**TASK REQUIREMENTS:** Your task is to locate every line holding the string "index" and to copy each of them.

**COLLECTED DATA:**

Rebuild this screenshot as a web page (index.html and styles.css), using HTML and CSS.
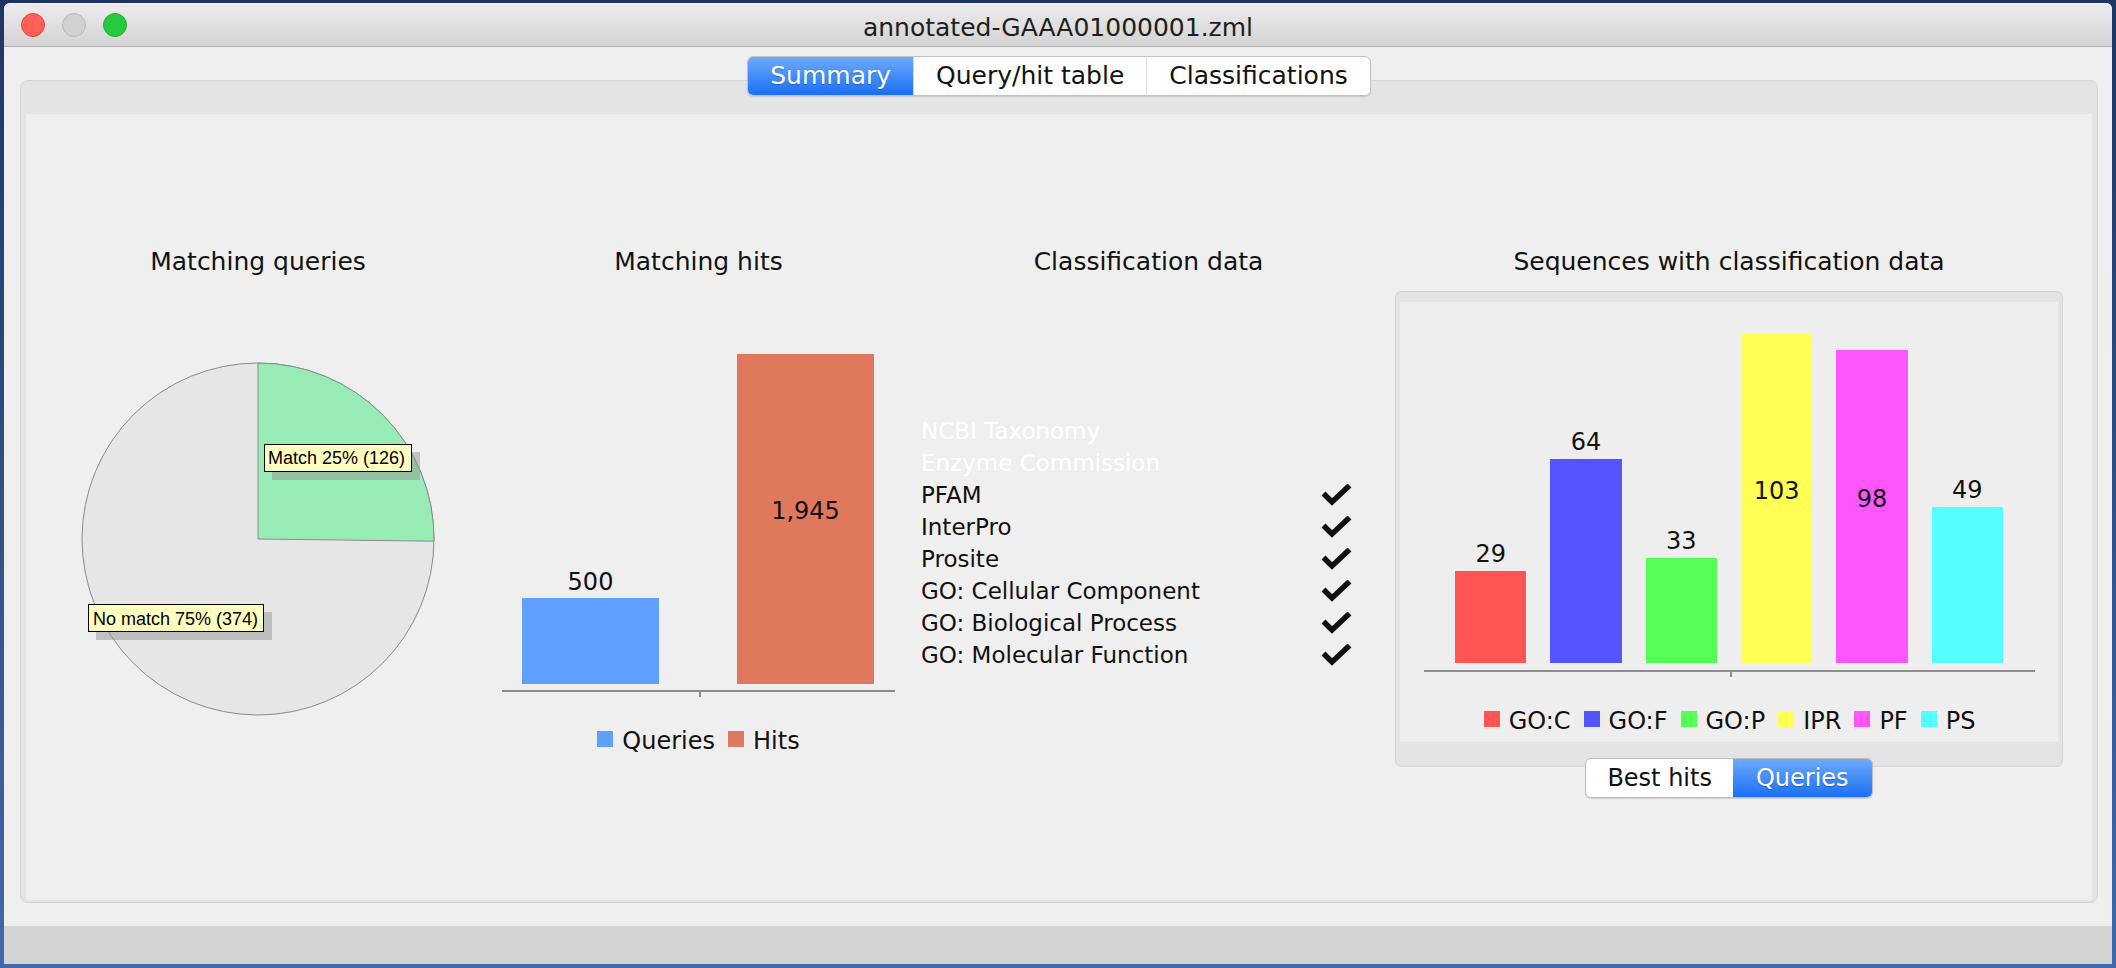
FILE: index.html
```html
<!DOCTYPE html>
<html lang="en">
<head>
  <meta charset="UTF-8" />
  <title>annotated-GAAA01000001.zml</title>
  <link rel="stylesheet" href="styles.css">
</head>
<body>

<div class="window">
  <!-- Title bar -->
  <div class="titlebar">
    <div class="lights">
      <span class="light close"></span>
      <span class="light minimize"></span>
      <span class="light zoom"></span>
    </div>
    <div class="title">annotated-GAAA01000001.zml</div>
    <div></div>
  </div>

  <div class="main">
    <div class="tabs">
      <div class="tab active">Summary</div>
      <div class="tab">Query/hit table</div>
      <div class="tab">Classifications</div>
    </div>

    <div class="panel">
      <div class="content">

        <!-- Matching queries -->
        <div class="col col-pie">
          <h2>Matching queries</h2>
          <svg class="pie" width="436" height="460" viewBox="0 0 436 460">
            <circle cx="218" cy="262" r="176" fill="#e6e6e6" stroke="#8a8a8a" stroke-width="1"/>
            <path d="M218 262 L218 86 A176 176 0 0 1 394 264.2 Z" fill="#96ecb4" stroke="#8a8a8a" stroke-width="1"/>

            <rect x="232" y="175" width="148" height="28" fill="#949494" fill-opacity="0.5"/>
            <rect x="224.5" y="167.5" width="147" height="27" fill="#ffffc0" stroke="#000" stroke-width="1"/>
            <text x="228" y="187" class="pie-label">Match 25% (126)</text>

            <rect x="56" y="335" width="176" height="28" fill="#949494" fill-opacity="0.5"/>
            <rect x="48.5" y="327.5" width="175" height="27" fill="#ffffc0" stroke="#000" stroke-width="1"/>
            <text x="53" y="348" class="pie-label">No match 75% (374)</text>
          </svg>
        </div>

        <!-- Matching hits -->
        <div class="col col-hits">
          <h2>Matching hits</h2>
          <div class="hits-chart">
            <div class="plot hits-plot">
              <div class="bar-col">
                <div class="value">500</div>
                <div class="bar queries" style="height: 86px"></div>
              </div>
              <div class="bar-col">
                <div class="bar hits" style="height: 330px">
                  <div class="value inside">1,945</div>
                </div>
              </div>
            </div>
            <div class="legend">
              <div class="legend-item"><span class="swatch queries"></span>Queries</div>
              <div class="legend-item"><span class="swatch hits"></span>Hits</div>
            </div>
          </div>
        </div>

        <!-- Classification data -->
        <div class="col col-class">
          <h2>Classification data</h2>
          <div class="class-list">
            <div class="class-row off">NCBI Taxonomy</div>
            <div class="class-row off">Enzyme Commission</div>
            <div class="class-row">PFAM
              <svg class="check" width="31" height="22" viewBox="0 0 31 22"><polyline points="2.5,9.5 11,18 28.5,1.5" fill="none" stroke="#111" stroke-width="5.5"/></svg>
            </div>
            <div class="class-row">InterPro
              <svg class="check" width="31" height="22" viewBox="0 0 31 22"><polyline points="2.5,9.5 11,18 28.5,1.5" fill="none" stroke="#111" stroke-width="5.5"/></svg>
            </div>
            <div class="class-row">Prosite
              <svg class="check" width="31" height="22" viewBox="0 0 31 22"><polyline points="2.5,9.5 11,18 28.5,1.5" fill="none" stroke="#111" stroke-width="5.5"/></svg>
            </div>
            <div class="class-row">GO: Cellular Component
              <svg class="check" width="31" height="22" viewBox="0 0 31 22"><polyline points="2.5,9.5 11,18 28.5,1.5" fill="none" stroke="#111" stroke-width="5.5"/></svg>
            </div>
            <div class="class-row">GO: Biological Process
              <svg class="check" width="31" height="22" viewBox="0 0 31 22"><polyline points="2.5,9.5 11,18 28.5,1.5" fill="none" stroke="#111" stroke-width="5.5"/></svg>
            </div>
            <div class="class-row">GO: Molecular Function
              <svg class="check" width="31" height="22" viewBox="0 0 31 22"><polyline points="2.5,9.5 11,18 28.5,1.5" fill="none" stroke="#111" stroke-width="5.5"/></svg>
            </div>
          </div>
        </div>

        <!-- Sequences with classification data -->
        <div class="col col-seq">
          <h2>Sequences with classification data</h2>
          <div class="seq-panel">
            <div class="seq-inner">
              <div class="plot seq-plot">
                <div class="bar-col">
                  <div class="value">29</div>
                  <div class="bar goc" style="height: 92px"></div>
                </div>
                <div class="bar-col">
                  <div class="value">64</div>
                  <div class="bar gof" style="height: 204px"></div>
                </div>
                <div class="bar-col">
                  <div class="value">33</div>
                  <div class="bar gop" style="height: 105px"></div>
                </div>
                <div class="bar-col">
                  <div class="bar ipr" style="height: 329px">
                    <div class="value inside">103</div>
                  </div>
                </div>
                <div class="bar-col">
                  <div class="bar pf" style="height: 313px">
                    <div class="value inside">98</div>
                  </div>
                </div>
                <div class="bar-col">
                  <div class="value">49</div>
                  <div class="bar ps" style="height: 156px"></div>
                </div>
              </div>
              <div class="legend">
                <div class="legend-item"><span class="swatch goc"></span>GO:C</div>
                <div class="legend-item"><span class="swatch gof"></span>GO:F</div>
                <div class="legend-item"><span class="swatch gop"></span>GO:P</div>
                <div class="legend-item"><span class="swatch ipr"></span>IPR</div>
                <div class="legend-item"><span class="swatch pf"></span>PF</div>
                <div class="legend-item"><span class="swatch ps"></span>PS</div>
              </div>
            </div>
          </div>
          <div class="toggle">
            <div class="toggle-btn">Best hits</div>
            <div class="toggle-btn active">Queries</div>
          </div>
        </div>

      </div>
    </div>
  </div>

  <div class="statusbar"></div>
</div>

</body>
</html>
```

FILE: styles.css
```css
body {
  margin: 0;
  height: 968px;
  padding: 3px 4px 4px;
  box-sizing: border-box;
  background: linear-gradient(#1f3561, #4169a9);
  font-family: "DejaVu Sans", "Open Sans", sans-serif;
  color: #111;
}

.window {
  height: 100%;
  display: flex;
  flex-direction: column;
  background: #efefef;
  border-radius: 6px 6px 0 0;
  overflow: hidden;
}

/* Title bar */
.titlebar {
  height: 43px;
  flex-shrink: 0;
  border-bottom: 1px solid #b1b1b1;
  background: linear-gradient(#ededed, #d3d3d3);
  display: grid;
  grid-template-columns: 1fr auto 1fr;
  align-items: center;
}

.lights {
  display: flex;
  gap: 17px;
  padding-left: 17px;
}

.light {
  width: 24px;
  height: 24px;
  border-radius: 50%;
  box-sizing: border-box;
  border: 1px solid;
}

.light.close {
  background: #fe5f57;
  border-color: #e1463f;
}

.light.minimize {
  background: #d1d1d1;
  border-color: #b9b9b9;
}

.light.zoom {
  background: #27c93f;
  border-color: #1dad2b;
}

.title {
  font-size: 25px;
  color: #1e1e1e;
  padding-top: 6px;
}

/* Main area with tabbed pane */
.main {
  flex: 1;
  display: flex;
  flex-direction: column;
  padding: 9px 14px 23px 16px;
  min-height: 0;
}

.tabs {
  align-self: center;
  display: flex;
  background: #fff;
  border: 1px solid #c2c2c2;
  border-radius: 6px;
  box-shadow: 0 1px 1px rgba(0,0,0,0.12);
  position: relative;
  z-index: 1;
}

.tab {
  font-size: 25px;
  line-height: 38px;
  padding: 0 22px;
  border-left: 1px solid #d9d9d9;
}

.tab.active {
  border-left: none;
  border-radius: 5px 0 0 5px;
  background: linear-gradient(#6eabfb, #1a6ff6);
  color: #fff;
  text-shadow: 0 1px 1px rgba(0,0,0,0.25);
}

.panel {
  flex: 1;
  display: flex;
  margin-top: -16px;
  padding: 33px 5px 2px;
  background: #e4e4e4;
  border: 1px solid #d6d6d6;
  border-radius: 8px;
}

.content {
  flex: 1;
  display: flex;
  padding-left: 14px;
  background: #efefef;
}

.col {
  display: flex;
  flex-direction: column;
  align-items: center;
  padding-top: 133px;
}

.col h2 {
  margin: 0;
  font-size: 25px;
  font-weight: normal;
  line-height: 30px;
  white-space: nowrap;
}

.col-pie { width: 436px; }
.col-hits { width: 445px; }
.col-class { width: 455px; }
.col-seq { width: 706px; }

/* Pie */
.pie {
  display: block;
}

.pie-label {
  font-family: "Liberation Sans", Arial, sans-serif;
  font-size: 18px;
  fill: #000;
}

/* Bar charts */
.hits-chart {
  width: 393px;
  margin-top: 35px;
}

.plot {
  display: flex;
  align-items: flex-end;
  box-sizing: border-box;
  border-bottom: 2px solid #8c8c8c;
  position: relative;
}

.plot::after {
  content: "";
  position: absolute;
  left: 50%;
  bottom: -7px;
  width: 2px;
  height: 5px;
  background: #8c8c8c;
}

.hits-plot {
  height: 380px;
  padding: 0 21px 6px 20px;
  justify-content: space-between;
}

.hits-plot .bar-col {
  width: 137px;
}

.bar-col {
  display: flex;
  flex-direction: column;
}

.value {
  font-size: 24px;
  line-height: 24px;
  text-align: center;
  margin-bottom: 4px;
}

.bar {
  position: relative;
}

.value.inside {
  position: absolute;
  left: 0;
  right: 0;
  top: calc(50% - 20px);
  margin: 0;
}

.queries { background: #5fa0ff; }
.hits { background: #e0785e; }
.goc { background: #ff5555; }
.gof { background: #5555ff; }
.gop { background: #55ff55; }
.ipr { background: #ffff55; }
.pf { background: #ff55ff; }
.ps { background: #55ffff; }

.legend {
  display: flex;
  justify-content: center;
  align-items: center;
  gap: 13px;
  margin-top: 37px;
  font-size: 24px;
  line-height: 24px;
}

.legend-item {
  display: flex;
  align-items: center;
  gap: 9px;
}

.swatch {
  width: 16px;
  height: 16px;
  margin-bottom: 4px;
}

/* Classification list */
.class-list {
  align-self: flex-start;
  width: 431px;
  margin-top: 138px;
  font-size: 23px;
}

.class-row {
  height: 32px;
  line-height: 32px;
  display: flex;
  justify-content: space-between;
  align-items: center;
  white-space: nowrap;
}

.class-row.off {
  color: #fff;
}

.check {
  display: block;
}

/* Sequences panel */
.seq-panel {
  width: 668px;
  margin-top: 14px;
  box-sizing: border-box;
  padding: 10px 4px 24px;
  background: #e3e3e3;
  border: 1px solid #d6d6d6;
  border-radius: 6px;
}

.seq-inner {
  height: 440px;
  box-sizing: border-box;
  padding: 0 23px 0 24px;
  background: #eeeeee;
}

.seq-plot {
  height: 370px;
  padding: 0 32px 7px 31px;
  gap: 24px;
}

.seq-plot .bar-col {
  flex: 1;
}

.seq-plot .value {
  margin-bottom: 5px;
}

.toggle {
  display: flex;
  margin-top: -9px;
  background: #fff;
  border: 1px solid #bdbdbd;
  border-radius: 6px;
  box-shadow: 0 1px 1px rgba(0,0,0,0.12);
  position: relative;
}

.toggle-btn {
  font-size: 24px;
  line-height: 38px;
  padding: 0 21px;
}

.toggle-btn.active {
  padding: 0 23px;
  border-radius: 0 5px 5px 0;
  background: linear-gradient(#6eabfb, #1a6ff6);
  color: #fff;
  text-shadow: 0 1px 1px rgba(0,0,0,0.25);
}

.statusbar {
  height: 38px;
  flex-shrink: 0;
  background: #d3d3d3;
}
```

**WRITTEN ANSWER:**
Rebuild this screenshot as a web page (index.html and styles.css), using HTML and CSS.
FILE: index.html
  z-index: 1;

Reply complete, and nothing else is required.